At the Institute, all faculty members are active artists or designers with studio or commercial practices. Work in a variety of media by more than 50 faculty members representing all of the Institute’s 16 majors, will demonstrate the breadth of their creativity, vision and talent in this show, which will be on view through December 21.

A reception with the artists will be held on Friday, December 7, from 6:00 until 9:00 p.m. The event is free and open to the public.

Digital Arts will Challenge Perceptions
Several innovative works of digital art will be included in the show. The installation “Ripon” will put a new twist on the idea of getting immersed in a video game. “Ripon” will integrate the original video game by Troy Richards, assistant professor and Drawing Department head, and Knut Hybinette, assistant professor of digital arts, with a set of large-scale digital prints they have fashioned into an eight-foot by eight-foot shack.

The game is set in a violent, dehumanized society named for Ripon, Wisconsin, an actual town founded on the writings of the French Utopian writer Charles Fourier. The fictional Ripon is the opposite of a utopian society and, with its three-dimensional elements, becomes a truly immersive experience. The installation, which was displayed in a New York gallery last summer and is headed to a Chicago gallery in January, is designed to “upset the conventions of gaming culture,” Richards said.

A different sort of digital innovation will be represented in the work of Lane Cooper, assistant professor, and Charles Tucker, Integrated Media Environment chair. Their four-minute video, “Soundhouse,” begins with a silhouette of a man making repetitive, ritual-like motions. The images become increasingly abstracted as the voice-over suggests ideas of loss and disintegration. “The rhythm of the work is meant to reflect slow breathing and interior mental space,” Cooper explained.

Enamel Works feature “Painterly” Quality
Among several faculty members working in traditional media, Gretchen Goss will submit a series of two-dimensional enameled pieces titled “Gesture and Ornament.” Goss, chair of the Material Culture Environment and professor of enameling, created this series as a reflection of the random and chaotic images seen in gardens gone awry. “I started my education in painting and it really comes through in this work,” she said.

Public Art Comes Indoors
Christian Wulffen, associate professor of foundation, will present a billboard from “How to Improve Your English,” a large-scale public art project he exhibited in Youngstown this past summer. He investigates visual and structural systems of language in his work, which shows images of all 343 pages of a book on architecture superimposed with images of 1,000 English vocabulary flashcards. “Interesting contexts arose when the flashcards and the pages came together,” he noted.
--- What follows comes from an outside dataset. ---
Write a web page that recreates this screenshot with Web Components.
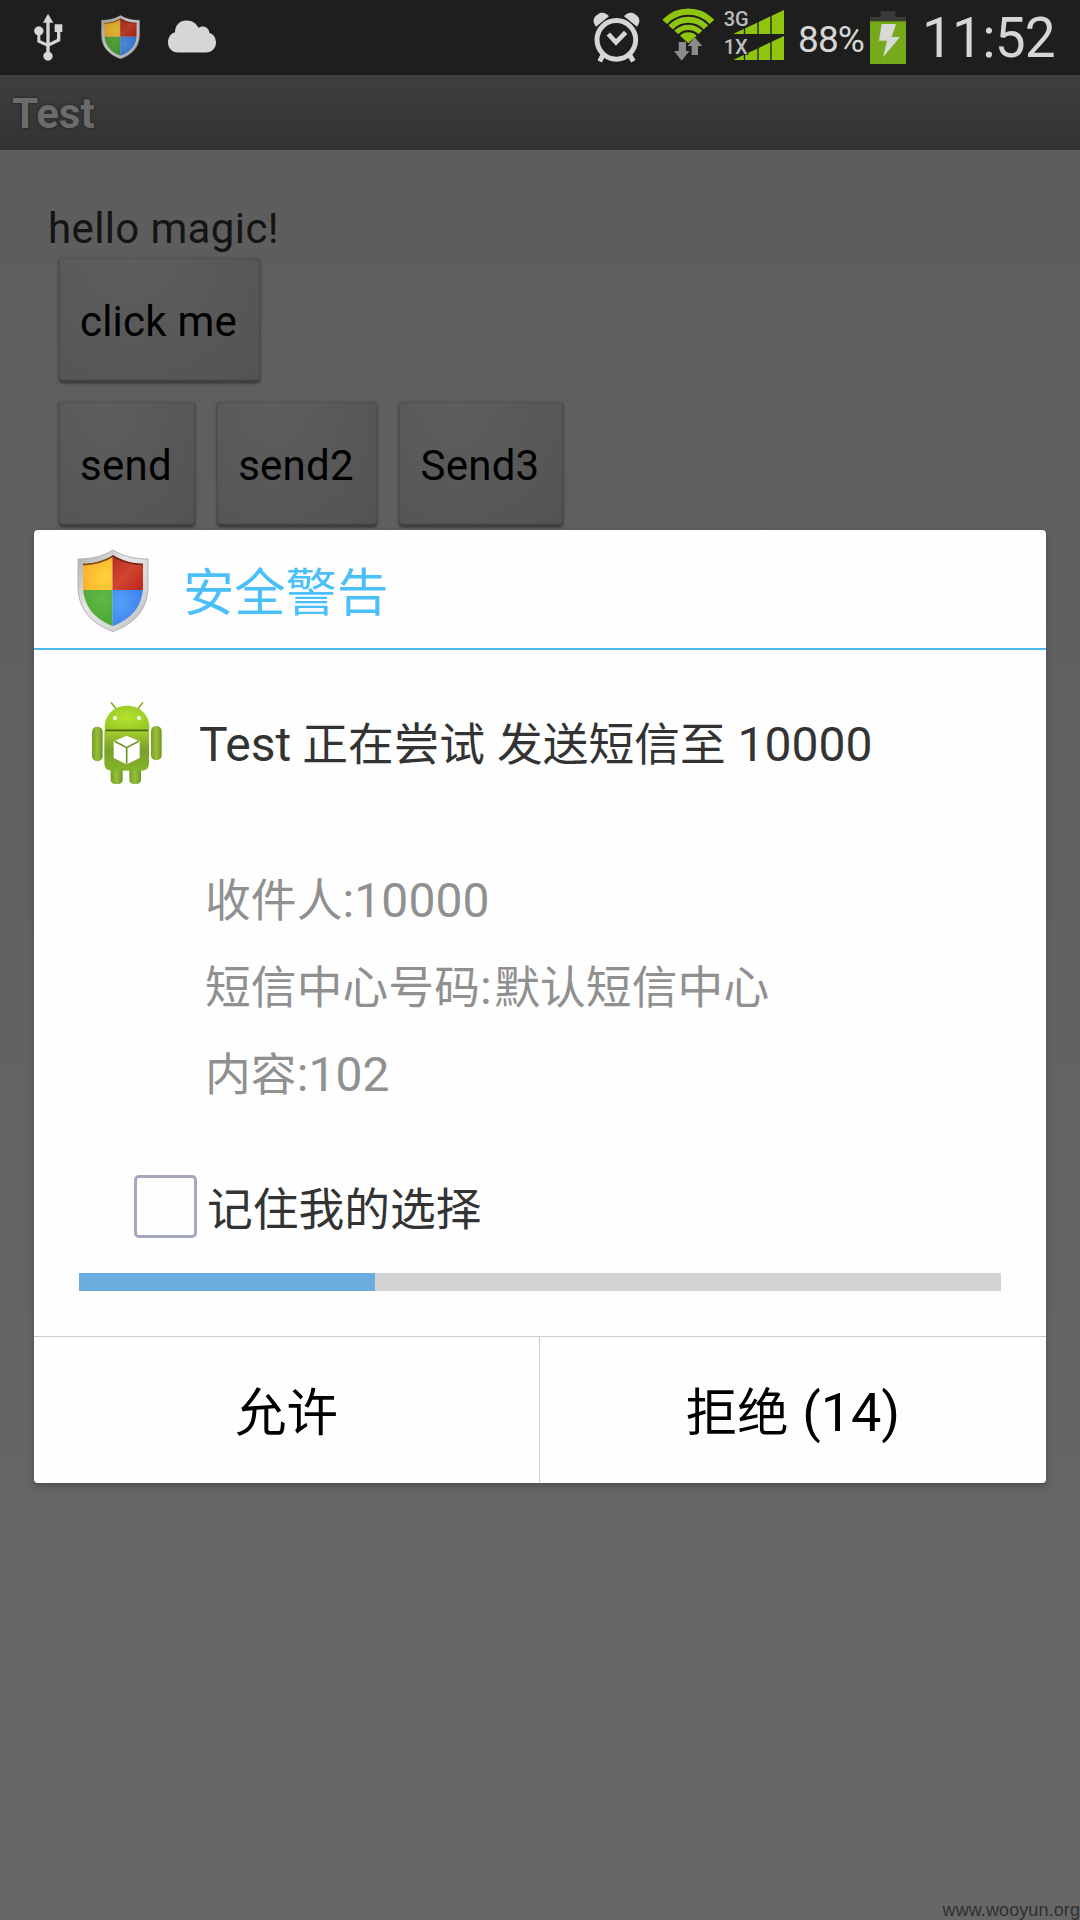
<!DOCTYPE html>
<html lang="zh-CN">
<head>
<meta charset="utf-8">
<title>Test</title>
<style>
html,body{margin:0;padding:0}
body{width:1080px;height:1920px;overflow:hidden;font-family:Roboto,"Noto Sans CJK SC",sans-serif;background:#5d5d5d}
</style>
</head>
<body>
<phone-screen>
  <status-bar slot="status"></status-bar>
  <title-bar slot="title">Test</title-bar>
  <app-content slot="content">
    <span slot="hello">hello magic!</span>
    <holo-button slot="first" style="width:201px">click me</holo-button>
    <holo-button slot="row" style="width:136px">send</holo-button>
    <holo-button slot="row" style="width:160px">send2</holo-button>
    <holo-button slot="row" style="width:164px">Send3</holo-button>
  </app-content>
  <alert-dialog slot="dialog">
    <span slot="title">安全警告</span>
    <span slot="message">Test <cjk-run style="margin-left:-1px">正在尝试</cjk-run> <cjk-run>发送短信至</cjk-run> 10000</span>
    <detail-line slot="details"><cjk-run>收件人</cjk-run>:10000</detail-line>
    <detail-line slot="details"><cjk-run>短信中心号码</cjk-run>:<cjk-run style="margin-left:-9px">默认短信中心</cjk-run></detail-line>
    <detail-line slot="details"><cjk-run>内容</cjk-run>:102</detail-line>
    <check-box slot="remember"><cjk-run>记住我的选择</cjk-run></check-box>
    <count-bar slot="progress" style="--done:296px"></count-bar>
    <dialog-action slot="actions"><cjk-run>允许</cjk-run></dialog-action>
    <dialog-action slot="actions"><cjk-run>拒绝</cjk-run> (14)</dialog-action>
  </alert-dialog>
  <span slot="mark">www.wooyun.org</span>
</phone-screen>
<script>
function define(name, html) {
  customElements.define(name, class extends HTMLElement {
    constructor() {
      super();
      this.attachShadow({ mode: 'open' }).innerHTML = html;
    }
  });
}

define('phone-screen', `
<style>
:host{display:flex;flex-direction:column;position:relative;width:1080px;height:1920px;background:linear-gradient(#5d5d5d 150px,#5f5f5f 500px,#656565 1500px,#676767)}
slot[name=content]{display:block;flex:1}
.overlay{position:absolute;left:34px;top:530px;width:1012px}
.mark{position:absolute;right:0;bottom:0;font:18px/20px "Liberation Sans",sans-serif;letter-spacing:.1px;color:#303030;white-space:nowrap}
</style>
<slot name="status"></slot><slot name="title"></slot><slot name="content"></slot>
<div class="overlay"><slot name="dialog"></slot></div>
<div class="mark"><slot name="mark"></slot></div>`);

define('cjk-run', `
<style>:host{display:inline;font-size:.953em;line-height:0}</style><slot></slot>`);

define('security-shield', `
<style>:host{display:block}svg{display:block;width:100%;height:100%}</style>
<svg viewBox="0 0 72 83" preserveAspectRatio="none">
<defs>
<linearGradient id="rim" x1="0" y1="0" x2="1" y2="1"><stop offset="0" stop-color="#aaa"/><stop offset=".4" stop-color="#e6e6e6"/><stop offset=".75" stop-color="#d4d4d4"/><stop offset="1" stop-color="#a8a8a8"/></linearGradient>
<radialGradient id="y" cx=".8" cy=".7" r="1"><stop offset="0" stop-color="#ffd23c"/><stop offset=".6" stop-color="#fcb52b"/><stop offset="1" stop-color="#ef8a1a"/></radialGradient>
<linearGradient id="r" x1="0" y1="0" x2="1" y2="1"><stop offset="0" stop-color="#b02a1c"/><stop offset=".5" stop-color="#d24530"/><stop offset="1" stop-color="#b51f12"/></linearGradient>
<radialGradient id="g" cx=".7" cy=".2" r="1"><stop offset="0" stop-color="#62b944"/><stop offset=".7" stop-color="#4aa534"/><stop offset="1" stop-color="#23821b"/></radialGradient>
<radialGradient id="b" cx=".2" cy=".3" r="1"><stop offset="0" stop-color="#55a0f8"/><stop offset=".6" stop-color="#3c85ee"/><stop offset="1" stop-color="#1747cf"/></radialGradient>
<clipPath id="c"><path d="M36 6C27 12 16 14.500 6 14.500V36C6 58 18 70 36 77C54 70 66 58 66 36V14.500C56 14.500 45 12 36 6Z"/></clipPath>
</defs>
<path d="M36 1C26 7.500 13 10 1 10V37C1 61 15 75 36 82.500C57 75 71 61 71 37V10C59 10 46 7.500 36 1Z" fill="url(#rim)" stroke="#b4b4b4" stroke-width="1"/>
<g clip-path="url(#c)"><path fill="url(#y)" d="M0 0H35.500V41H0Z"/><path fill="url(#r)" d="M35.500 0H72V41H35.500Z"/><path fill="url(#g)" d="M0 41H35.500V83H0Z"/><path fill="url(#b)" d="M35.500 41H72V83H35.500Z"/>
<path d="M5 15.500C16 15 27 13 36 7C45 13 56 15 67 15.500" fill="none" stroke="#5b2413" stroke-width="2" opacity=".8"/></g>
</svg>`);

define('status-bar', `
<style>
:host{display:flex;box-sizing:border-box;height:75px;width:1080px;background:#1e1e1e;color:#d6d6d6;align-items:flex-start;padding-left:33px}
svg{display:block;flex:none}
.shield{width:39px;height:44px;margin:15px 0 0 37px;filter:brightness(.86)}
.percent{font-size:37px;line-height:40px;width:65px;margin:20px 0 0 14px;letter-spacing:-.9px;white-space:nowrap}
.clock{font-size:55px;line-height:60px;margin:8px 0 0 16px;letter-spacing:-.8px;white-space:nowrap}
</style>
<svg style="margin-top:13px" width="31" height="49" viewBox="100 40 93 147" fill="#d6d6d6"><path d="M145 42L161 69H150V129L172 118V97H165V74H188V97H182V124L150 140V156A14 14 0 1 1 140 156V140L113 128V107A14 14 0 1 1 122 107V122L140 130V69H130Z"/></svg>
<security-shield class="shield"></security-shield>
<svg style="margin:20px 0 0 28px" width="48" height="33" viewBox="0 0 48 33" fill="#d6d6d6"><path d="M10 32.500C4 32.500 0 28 0 22.500C0 17 3 13.500 7 12.300C7 5 12 .5 18.500 .5C24.500 .5 29 4 30.500 8C35 4.500 41 7.500 41.500 13C45.500 14 48 18 48 22.500C48 28 44 32.500 38 32.500Z"/></svg>
<svg style="margin:11px 0 0 376px" width="49" height="52" viewBox="66 33 147 156" fill="none" stroke="#d6d6d6"><circle cx="139" cy="119.500" r="58" stroke-width="15"/><path d="M115 102L138 127L167 97" stroke-width="14"/><path d="M99 165L89 184M179 165L190 184" stroke-width="15"/><path fill="#d6d6d6" stroke="none" d="M78 80L117 49C108 38 94 35 84 43C71 50 65 63 78 80ZM201 80L162 49C171 38 185 35 195 43C208 50 214 63 201 80Z"/></svg>
<svg style="margin:8px 0 0 21px" width="54" height="54" viewBox="276 24 162 162"><defs><clipPath id="w"><path d="M355 130L270 53V0H440V53Z"/></clipPath></defs><g clip-path="url(#w)" fill="none" stroke="#8fc50d"><circle cx="355" cy="132" r="97" stroke-width="19"/><circle cx="355" cy="132" r="73" stroke-width="18"/><circle cx="355" cy="132" r="50" stroke-width="16"/><circle cx="355" cy="132" r="18" stroke-width="35"/></g><path fill="#8b8b8b" d="M326 126H348V153H358L335 182L312 153H326ZM374 112L397 138H384V165H365V138H353Z"/></svg>
<svg style="margin:8px 0 0 8px" width="60" height="54" viewBox="0 0 60 54"><path fill="#8fc50d" d="M9 26L60 2V26ZM9 52L60 28V52Z"/><path d="M20.500 0V54M34 0V54M47 0V54" stroke="#1e1e1e" stroke-width="1.300"/><g font-family="Roboto,sans-serif" font-size="20" font-weight="500" fill="#bdbdbd" stroke="#1e1e1e" stroke-width="1.600" paint-order="stroke"><text x="-.3" y="18">3G</text><text x="-.3" y="46">1X</text></g></svg>
<span class="percent">88%</span>
<svg style="margin:11px 0 0 7px" width="36" height="53" viewBox="240 33 108 159"><path fill="#3a3a3a" d="M272 33H316V51H348V65H240V51H272Z"/><path fill="#5e9010" d="M240 63H348V69H240Z"/><path fill="#76a91b" d="M240 67H348V192H240Z"/><path fill="#d8d8d8" d="M275 72H318L305 111H330L279 172L291 122H267Z"/></svg>
<span class="clock">11:52</span>`);

define('title-bar', `
<style>:host{display:block;box-sizing:border-box;height:75px;padding:1px 0 0 12px;background:linear-gradient(#3f3f3f,#333);color:#6b6b6b;font-size:42px;font-weight:700;line-height:75px;text-shadow:0 0 3px #1c1c1c}</style><slot></slot>`);

define('app-content', `
<style>
:host{display:block;padding:54px 48px 0}
.hello{display:block;height:49px;font-size:42px;line-height:49px;letter-spacing:.37px;color:#141414}
.row{display:flex;padding-left:11px}
.first{margin-top:5px}
.second{margin-top:20px;gap:22px}
</style>
<div class="hello"><slot name="hello"></slot></div>
<div class="row first"><slot name="first"></slot></div>
<div class="row second"><slot name="row"></slot></div>`);

define('holo-button', `
<style>:host{display:flex;box-sizing:border-box;height:124px;padding:3px 2px 0 0;align-items:center;justify-content:center;color:#000;font-size:42px;line-height:49px;letter-spacing:.25px;white-space:nowrap;border-radius:4px;background:radial-gradient(ellipse at 35% 0,#5e5e5e,#515151 120%);box-shadow:0 1px 3px #2c2c2c,inset 0 0 2px #444,inset 0 -2px 1px #3f3f3f}</style><slot></slot>`);

define('android-robot', `
<style>:host{display:block;width:70px;height:82px;margin-top:-2px}svg{display:block}</style>
<svg width="70" height="82" viewBox="96 66 210 246"><defs>
<linearGradient id="a" x2="1"><stop offset="0" stop-color="#749f25"/><stop offset=".5" stop-color="#97bf3b"/><stop offset="1" stop-color="#6c9722"/></linearGradient>
<linearGradient id="t" x2="0" y2="1"><stop offset="0" stop-color="#a5cf2e"/><stop offset=".5" stop-color="#789f29"/><stop offset="1" stop-color="#85b52b"/></linearGradient>
<radialGradient id="h" cx=".5" cy=".5" r=".65"><stop offset="0" stop-color="#b5e32e"/><stop offset="1" stop-color="#92c621"/></radialGradient></defs>
<path d="M153 67L169 88M249 67L233 88" stroke="#89b32d" stroke-width="5"/>
<g fill="url(#a)"><rect x="152" y="250" width="36" height="62" rx="13"/><rect x="208" y="250" width="35" height="62" rx="13"/><rect x="96" y="140" width="32" height="104" rx="15"/><rect x="273" y="138" width="32" height="103" rx="15"/></g>
<path fill="url(#t)" d="M133 150H267V250Q267 272 246 272H154Q133 272 133 250Z"/>
<path fill="url(#h)" d="M134 143C134 104 162 77 201 77S268 104 268 143Q268 150 260 150H142Q134 150 134 143Z"/>
<path d="M136 151H266" stroke="#4b6914" stroke-width="5"/><circle cx="165" cy="114" r="6" fill="#fff"/><circle cx="237" cy="114" r="6" fill="#fff"/>
<path fill="#fff" d="M200 167L239 184V234L200 253L161 234V184Z"/><path d="M164 184L200 203L236 184M200 203V251" fill="none" stroke="#6b9426" stroke-width="5"/>
</svg>`);

define('detail-line', `<style>:host{display:block;height:87px;line-height:87px;white-space:nowrap}</style><slot></slot>`);

define('check-box', `
<style>:host{display:flex;align-items:center;height:63px;font-size:48px;line-height:63px;color:#333;white-space:nowrap}
i{box-sizing:border-box;width:63px;height:63px;border:3px solid #a4a8bc;border-radius:5px;margin-right:10px}
span{padding-top:5px}</style><i></i><span><slot></slot></span>`);

define('count-bar', `
<style>:host{display:block;height:18px;background:#d3d3d3}i{display:block;height:18px;width:var(--done);background:#6badde}</style><i></i>`);

define('dialog-action', `
<style>:host{display:block;flex:1;box-sizing:border-box;height:146px;padding-top:3px;line-height:146px;font-size:54px;text-align:center;color:#000;white-space:nowrap}
:host(:first-of-type){flex:0 0 506px;border-right:1px solid #c9ced2}</style><slot></slot>`);

define('alert-dialog', `
<style>
:host{display:block;height:953px;border-radius:4px;background:#fefefe;box-shadow:0 3px 6px rgba(0,0,0,.22);overflow:visible}
header{display:flex;align-items:flex-start;box-sizing:border-box;height:120px;border-bottom:2px solid #4fb8e8;padding-left:43px}
.shield{width:72px;height:83px;margin-top:19px}
h1{margin:5px 0 0 34px;font-size:51.300px;line-height:118px;font-weight:400;color:#4bbff8}
.app{display:flex;align-items:center;height:108px;padding:40px 0 0 58px}
.app p{margin:2px 0 0 37px;font-size:48px;line-height:108px;color:#333;white-space:nowrap}
.details{margin:59px 0 0 171px;font-size:48px;letter-spacing:.1px;color:#909090}
.remember{margin:57px 0 0 100px}
.progress{margin:35px 45px 0}
footer{display:flex;margin-top:45px;border-top:1px solid #c9ced2}
</style>
<header><security-shield class="shield"></security-shield><h1><slot name="title"></slot></h1></header>
<div class="app"><android-robot></android-robot><p><slot name="message"></slot></p></div>
<div class="details"><slot name="details"></slot></div>
<div class="remember"><slot name="remember"></slot></div>
<div class="progress"><slot name="progress"></slot></div>
<footer><slot name="actions"></slot></footer>`);
</script>
</body>
</html>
About the Reinberger Galleries at CIA
Gallery hours are Tuesday through Saturday, 10 a.m. to 6 p.m. and Sunday, noon to 6 p.m. The gallery is closed on Mondays. The Institute’s Reinberger Galleries are located in the Gund Building, 11141 East Boulevard. Several pieces in the Faculty Exhibition will be available for purchase. For directions or other information, please visit www.cia.edu or call 216-421-7000.

About The Cleveland Institute of Art

Founded in 1882 as The Western Reserve School of Design for Women and later known by the name The Cleveland School of Art, The Cleveland Institute of Art is an independent college of art and design committed to leadership and vision in all forms of visual arts education. For the past 125 years, the Institute has made enduring contributions to art and education and extends its programs to the public through gallery exhibitions, talks and lectures, a continuing education program and, for the past 20 years, the screenings of independent, art, and retrospective films through The Cleveland Institute of Art Cinematheque.